Beyond traditional vehicle production, Hyundai is increasingly focusing on software-defined vehicles (SDVs) and AI technologies. The upcoming launch of Pleos Connect in Q2 2026 will introduce an in-vehicle app store for third-party developers, marking a step toward more interactive, connected cars.
Hyundai is also investing heavily in AI, developing Atria AI for autonomous driving, Gleo AI for voice interaction, and Capora AI for fleet management. Coupled with plans to implement Level 2+ autonomy by late 2027 using advanced neural processing units, these innovations aim to position Hyundai as a leader in next-generation mobility solutions.
While the 4.2 million vehicle target is achievable on paper, scaling production remains a critical factor. Hyundai Motor Group’s Metaplant America aims to reach 500,000 hybrid and EV units by 2028, but production volumes are expected to hit scale only after 2026.

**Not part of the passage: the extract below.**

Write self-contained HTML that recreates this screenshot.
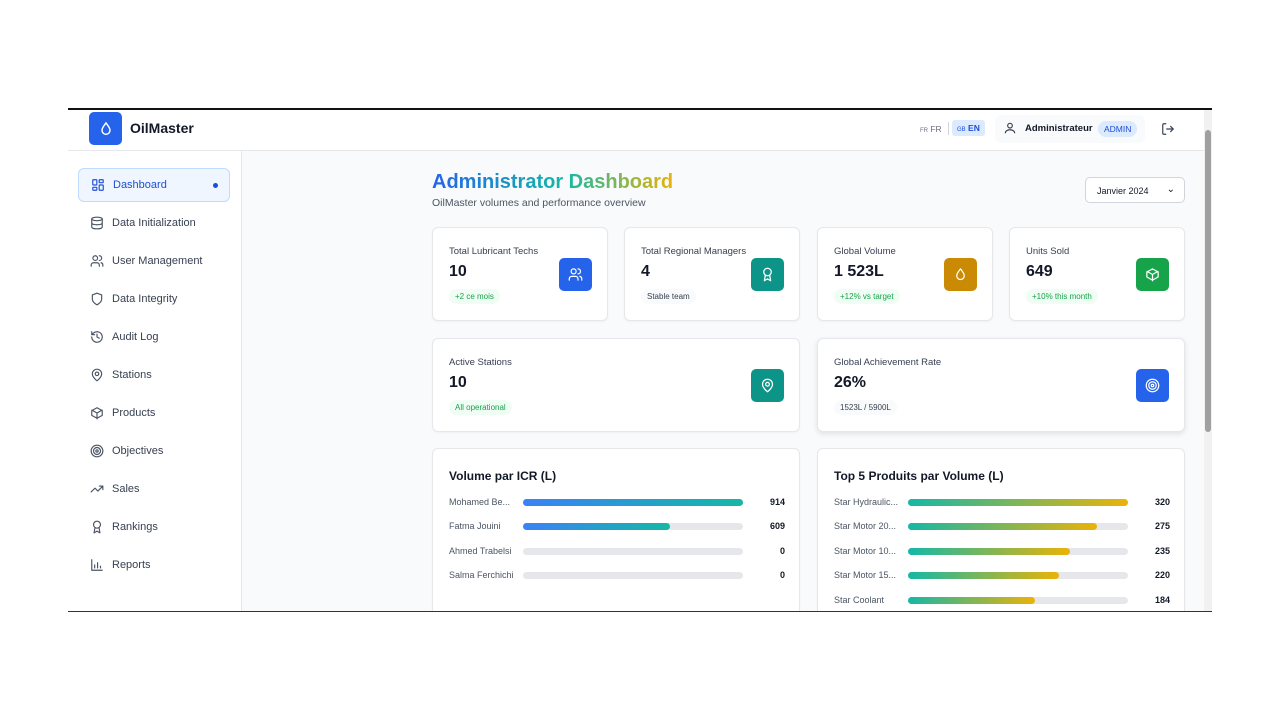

Investors are also keeping a close watch on how incentive changes in major markets, particularly the U.S., may affect sales of high-margin EV models.
The slight dip in Hyundai’s stock reflects market caution, balancing optimism around electrification and software-driven vehicle initiatives with the uncertainties of global production and consumer adoption. Analysts suggest that 2026 will be a pivotal year for Hyundai as it seeks to align growth targets with a sustainable shift toward greener, smarter vehicles.